Pengalaman selama menjadi PNS membuatnya lumayan paham soal praktik korupsi yang menjalar di birokrasi.
“Dari pengalaman di sana, korupsi yang dilakukan oleh penyelenggara negara setidaknya dapat dikategorikan menjadi 2 tingkatan ditinjau dari alasannya, yaitu korupsi karena keterpaksaan dan korupsi karena keserakahan,” tulis Indra dalam esai yang menyertai pendaftarannya sebagai caleg PSI.
Korupsi karena keterpaksaan disebabkan akibat tidak cukupnya penghasilan dalam memenuhi kebutuhan hidupnya. Biasanya dilakukan oleh penyelenggara negara di level menengah ke bawah.
Sementara korupsi karena keserakahan disebabkan gaya hidup yang berlebihan dan cenderung dilakukan penyelenggara negara di level menengah ke atas. “Namun, korupsi tetaplah korupsi. Ketika seorang penyelenggara negara awalnya melakukan korupsi karena keterpaksaan, maka hal itu akan menjadi kebiasaan,“ lanjut pria kelahiran 1 September 1978 ini.
Berdasarkan penjelasan tersebut di atas, menurut Indra, setidaknya ada 3 kunci dalam melawan korupsi. Pertama, perencanaan staf yang tepat, baik dari sisi kualitas maupun kuantitas. Tepat kualitas dimulai dari seleksi penyelenggara negara yang salah satu kompetensi intinya adalah integritas yang tinggi, serta model mental yang komprehensif, transformasional, dan non-transaksional.

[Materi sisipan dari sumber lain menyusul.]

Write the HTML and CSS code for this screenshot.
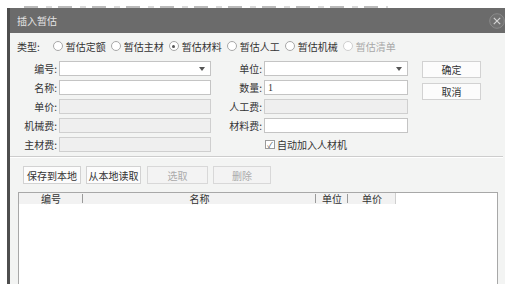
FILE: index.html
```html
<!DOCTYPE html>
<html lang="zh-CN">
<head>
  <meta charset="UTF-8" />
  <title>插入暂估</title>
  <link rel="stylesheet" href="styles.css">
</head>
<body>
  <div class="behind"></div>
  <div class="dialog">
    <div class="titlebar">
      <span class="title">插入暂估</span>
      <span class="close">
        <svg width="16" height="16" viewBox="0 0 16 16">
          <circle cx="8" cy="8" r="7.3" fill="#717171" stroke="#8a8a8a" stroke-width="1" />
          <path d="M4.8 4.8 L11.2 11.2 M11.2 4.8 L4.8 11.2" stroke="#d4d4d4" stroke-width="1.2" />
        </svg>
      </span>
    </div>

    <div class="content">
      <div class="type-row">
        <span class="type-label">类型:</span>
        <span class="radio"><i></i>暂估定额</span>
        <span class="radio"><i></i>暂估主材</span>
        <span class="radio checked"><i></i>暂估材料</span>
        <span class="radio"><i></i>暂估人工</span>
        <span class="radio"><i></i>暂估机械</span>
        <span class="radio disabled"><i></i>暂估清单</span>
      </div>

      <div class="form">
        <label class="lbl">编号:</label>
        <div class="field select"><span class="arrow"></span></div>
        <label class="lbl">单位:</label>
        <div class="field select"><span class="arrow"></span></div>
        <div class="actions">
          <button class="btn">确定</button>
          <button class="btn">取消</button>
        </div>

        <label class="lbl">名称:</label>
        <div class="field"></div>
        <label class="lbl">数量:</label>
        <div class="field">1</div>

        <label class="lbl">单价:</label>
        <div class="field off"></div>
        <label class="lbl">人工费:</label>
        <div class="field off"></div>

        <label class="lbl">机械费:</label>
        <div class="field off"></div>
        <label class="lbl">材料费:</label>
        <div class="field"></div>

        <label class="lbl">主材费:</label>
        <div class="field off"></div>
        <span></span>
        <div class="check"><i>✓</i>自动加入人材机</div>
      </div>

      <div class="sep"></div>

      <div class="toolbar">
        <button class="btn tb w1">保存到本地</button>
        <button class="btn tb w2">从本地读取</button>
        <button class="btn tb w3 disabled">选取</button>
        <button class="btn tb w4 disabled">删除</button>
      </div>

      <div class="grid">
        <div class="grid-head">
          <span class="col c1">编号</span>
          <span class="col c2">名称</span>
          <span class="col c3">单位</span>
          <span class="col c4">单价</span>
        </div>
      </div>
    </div>
  </div>
</body>
</html>
```

FILE: styles.css
```css
body {
  margin: 0;
  width: 515px;
  height: 295px;
  background: #fff;
  font-family: "Noto Sans CJK SC", "Noto Sans", sans-serif;
  font-size: 10px;
  color: #333;
  overflow: hidden;
}
.behind {
  height: 8px;
  margin-left: 18px;
  width: 370px;
  background: repeating-linear-gradient(to right, transparent 0 6px, rgba(60,60,60,0.35) 6px 20px, transparent 20px 28px, rgba(60,60,60,0.2) 28px 34px) bottom / 100% 2px no-repeat;
}
.dialog {
  margin-left: 7px;
  width: 495px;
  height: 276px;
  border-left: 3px solid #4e4e4e;
  overflow: hidden;
  background: #f3f4f3;
}
.titlebar {
  height: 25px;
  background: #6b6b6b;
  display: flex;
  align-items: center;
  justify-content: space-between;
  padding-left: 7px;
}
.title {
  color: #e4e4e4;
  font-size: 10px;
}
.close {
  display: flex;
}
.content {
  padding-top: 6px;
}
.type-row {
  display: flex;
  align-items: center;
  height: 14px;
  padding-left: 7px;
}
.type-label {
  margin-right: 13px;
}
.radio {
  display: flex;
  align-items: center;
  margin-right: 5px;
}
.radio i {
  width: 8px;
  height: 8px;
  border: 1px solid #a8a8a8;
  border-radius: 50%;
  background: #fff;
  margin-right: 3px;
  position: relative;
}
.radio.checked i::after {
  content: "";
  position: absolute;
  left: 2.5px;
  top: 2.5px;
  width: 3px;
  height: 3px;
  border-radius: 50%;
  background: #555;
}
.radio.disabled {
  color: #a8a8a8;
}
.radio.disabled i {
  border-color: #cfcfcf;
}
.form {
  display: grid;
  grid-template-columns: 49px 152px 53px 144px 73px;
  grid-auto-rows: 15px;
  row-gap: 4px;
  margin-top: 8px;
}
.lbl {
  text-align: right;
  padding-right: 2px;
  line-height: 15px;
}
.field {
  box-sizing: border-box;
  border: 1px solid #c4c4c4;
  background: #fff;
  line-height: 13px;
  padding-left: 3px;
  position: relative;
  font-family: "Liberation Serif", serif;
  font-size: 10px;
}
.field.off {
  background: #efefef;
  border-color: #cfcfcf;
}
.arrow {
  position: absolute;
  right: 5px;
  top: 5px;
  border-left: 3.5px solid transparent;
  border-right: 3.5px solid transparent;
  border-top: 4px solid #555;
}
.actions {
  grid-column: 5;
  grid-row: 1 / span 5;
  display: flex;
  flex-direction: column;
  align-items: flex-end;
  gap: 5px;
}
.btn {
  box-sizing: border-box;
  height: 18px;
  padding: 0;
  border: 1px solid #d2d2d2;
  background: #fcfcfc;
  font-family: "Noto Sans CJK SC", sans-serif;
  font-size: 10px;
  color: #333;
}
.actions .btn {
  width: 59px;
  height: 17px;
}
.check {
  grid-column: 4;
  display: flex;
  align-items: center;
  padding-left: 1px;
}
.check i {
  box-sizing: border-box;
  width: 10px;
  height: 9px;
  border: 1px solid #9a9a9a;
  background: #fff;
  font-style: normal;
  font-size: 8px;
  line-height: 7px;
  text-align: center;
  color: #555;
  margin-right: 2px;
}
.sep {
  margin-top: 4px;
  height: 1px;
  width: 493px;
  background: #cdcdcd;
  border-bottom: 1px solid #fff;
}
.toolbar {
  display: flex;
  margin-top: 8px;
  padding-left: 13px;
  gap: 5px;
}
.tb.w1 { width: 58px; }
.tb.w2 { width: 55px; }
.tb.w3 { width: 61px; margin-left: 1px; }
.tb.w4 { width: 58px; }
.btn.disabled {
  background: #f3f3f3;
  border-color: #d8d8d8;
  color: #ababab;
}
.grid {
  margin-top: 8px;
  margin-left: 8px;
  width: 480px;
  height: 100px;
  box-sizing: border-box;
  border: 1px solid #a8a8a8;
  background: #fff;
}
.grid-head {
  display: flex;
  height: 11px;
  line-height: 11px;
}
.col {
  background: #f2f2f2;
  text-align: center;
  position: relative;
}
.col::after {
  content: "";
  position: absolute;
  right: 0;
  top: 1px;
  bottom: 1px;
  width: 1px;
  background: #9a9a9a;
}
.c1 { width: 64px; }
.c2 { width: 233px; }
.c3 { width: 32px; }
.c4 { width: 48px; }
.c4::after { background: #cfcfcf; top: 0; bottom: 0; }
```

Adapun tepat jumlah adalah jumlah penyelenggara negara yang sesuai dengan kebutuhan organisasi karena jumlah penyelenggara negara yang berlebihan cenderung mendorong rekomendasi fiskal yang mengurangi porsi penghasilan di tiap jabatan penyelenggara negara. Ini ibarat kue yang seharusnya disiapkan untuk 5 orang tetapi malah dibagi untuk 10 orang, sehingga menyebabkan potensi “mencuri kue lain” menjadi tinggi.
Kedua, sistem penggajian yang sesuai dengan bobot pekerjaan dan berdasarkan pada indeks kemahalan atau inflasi tiap daerah.
Ketiga, perlunya pelatihan family financial planning bagi para penyelenggara negara dan keluarga untuk mencegah gaya hidup yang berlebihan. Sebagai Caleg DPR-RI, 3 kunci di atas perlu dimasukkan dalam revisi undang-undang terkait.
Terkait problem intoleransi, Indra menengarai, berawal dari kualitas SDM pendidikan yang mempengaruhi pola pikir peserta didik, keluarganya, dan lingkungan. Semakin rendah kualitas SDM pendidikan, semakin tinggi potensi intoleransi. Selain itu, intoleransi juga dipicu ketimpangan sosial, ekonomi, dan budaya di masyarakat.
Karena itu, kata Indra, pemerintah dan DPR perlu segera merumuskan suatu kebijakan yang komprehensif guna mencegah, mendeteksi, dan menangani persoalan intoleransi yang jika terus-menerus dibiarkan akan berakibat fatal pada stabilitas keamanan.
Indra sendiri punya minat pada bidang ketenagakerjaan. “Saya ingin di Komisi IX, biar mengurusi ketenagakerjaan. Atau Komisi II terkait aparatur negara,” kata doktor dari Unpad ini .
Dalam soal ketenegakerjaan, sisi rawan terkait disruptive technology. Di satu sisi ada bonus demografi. Di sisi lain, ada informality. “Banyak pekerja yang terdampak dengan digitalisasi. Harus ada kebijakan yang menjadi penengah. Misalnya, peningkatan keterampilan sehingga bisa berwirausaha,” kata Indra.
Juga penyediaan jaminan sosial pada pekerja informal. Selama ini, jaminan sosial hanya diberikan pada pekerja formal. Untuk itu perlu ada revisi UU Ketenagakerjaan.
Indra coba banting setir ke politik. “Karena politik yang menentukan nasib rakyat,” kata dia.